## [Given task]
Reproduce the lines of the material exactly, excluding every image.

## [Data extract]
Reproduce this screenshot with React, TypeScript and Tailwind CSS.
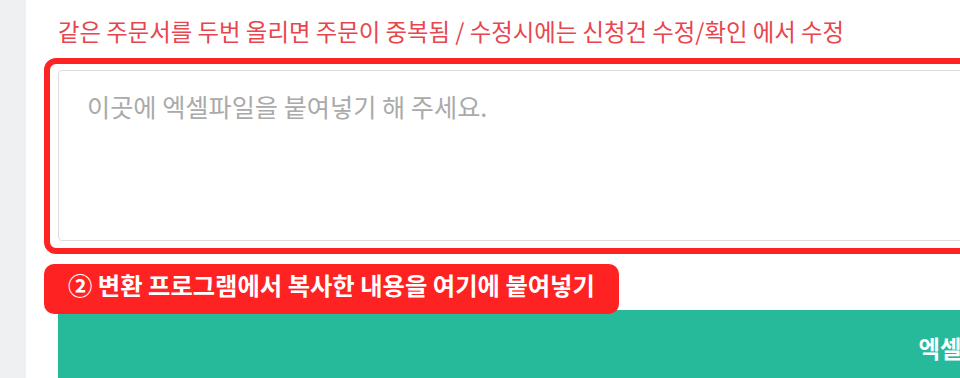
import React from 'react';

const notice = '같은 주문서를 두번 올리면 주문이 중복됨 / 수정시에는 신청건 수정/확인 에서 수정';

export default function App() {
  return (
    <div className="flex h-[378px] w-[960px] overflow-hidden bg-white font-['Noto_Sans_CJK_KR','Noto_Sans',sans-serif]">
      <div className="w-[26px] shrink-0 bg-[#eef0f2]" />

      <div className="min-w-0 flex-1 pl-[18px] pt-[15px]">
        <p className="ml-[14px] whitespace-nowrap text-[23.4px] leading-[32px] text-[#e8464e]">{notice}</p>

        {/* 붙여넣기 영역 */}
        <div className="mt-[11px] w-[1800px] rounded-[12px] border-[6px] border-[#ff2222] pb-[7px] pl-[8px] pr-[8px] pt-[6px]">
          <textarea
            placeholder="이곳에 엑셀파일을 붙여넣기 해 주세요."
            className="block h-[171px] w-full resize-none rounded-[4px] border border-[#dddddd] bg-white px-[28px] pt-[17px] text-[25.2px] leading-[36px] text-[#555] outline-none placeholder:text-[#aaaaaa]"
          />
        </div>

        <div className="relative z-10 mt-[10px] inline-flex h-[50px] items-center whitespace-nowrap rounded-[10px] bg-[#ff2222] px-[24px] pb-[8px] text-[24.3px] font-bold text-white">
          ② 변환 프로그램에서 복사한 내용을 여기에 붙여넣기
        </div>

        <button className="-mt-[4px] ml-[14px] flex h-[80px] w-[1834px] items-start justify-center bg-[#26b99a] pt-[22px] text-[23.4px] font-semibold leading-[32px] text-white">
          엑셀 업로드
        </button>
      </div>
    </div>
  );
}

## [Solution for this problem]
Reproduce this screenshot with React, TypeScript and Tailwind CSS.
import React from 'react';

const notice = '같은 주문서를 두번 올리면 주문이 중복됨 / 수정시에는 신청건 수정/확인 에서 수정';

export default function App() {
  return (
    <div className="flex h-[378px] w-[960px] overflow-hidden bg-white font-['Noto_Sans_CJK_KR','Noto_Sans',sans-serif]">
      <div className="w-[26px] shrink-0 bg-[#eef0f2]" />

      <div className="min-w-0 flex-1 pl-[18px] pt-[15px]">
        <p className="ml-[14px] whitespace-nowrap text-[23.4px] leading-[32px] text-[#e8464e]">{notice}</p>

        {/* 붙여넣기 영역 */}
        <div className="mt-[11px] w-[1800px] rounded-[12px] border-[6px] border-[#ff2222] pb-[7px] pl-[8px] pr-[8px] pt-[6px]">
          <textarea
            placeholder="이곳에 엑셀파일을 붙여넣기 해 주세요."
            className="block h-[171px] w-full resize-none rounded-[4px] border border-[#dddddd] bg-white px-[28px] pt-[17px] text-[25.2px] leading-[36px] text-[#555] outline-none placeholder:text-[#aaaaaa]"
          />
        </div>

        <div className="relative z-10 mt-[10px] inline-flex h-[50px] items-center whitespace-nowrap rounded-[10px] bg-[#ff2222] px-[24px] pb-[8px] text-[24.3px] font-bold text-white">
          ② 변환 프로그램에서 복사한 내용을 여기에 붙여넣기
        </div>

        <button className="-mt-[4px] ml-[14px] flex h-[80px] w-[1834px] items-start justify-center bg-[#26b99a] pt-[22px] text-[23.4px] font-semibold leading-[32px] text-white">
          엑셀 업로드
        </button>
      </div>
    </div>
  );
}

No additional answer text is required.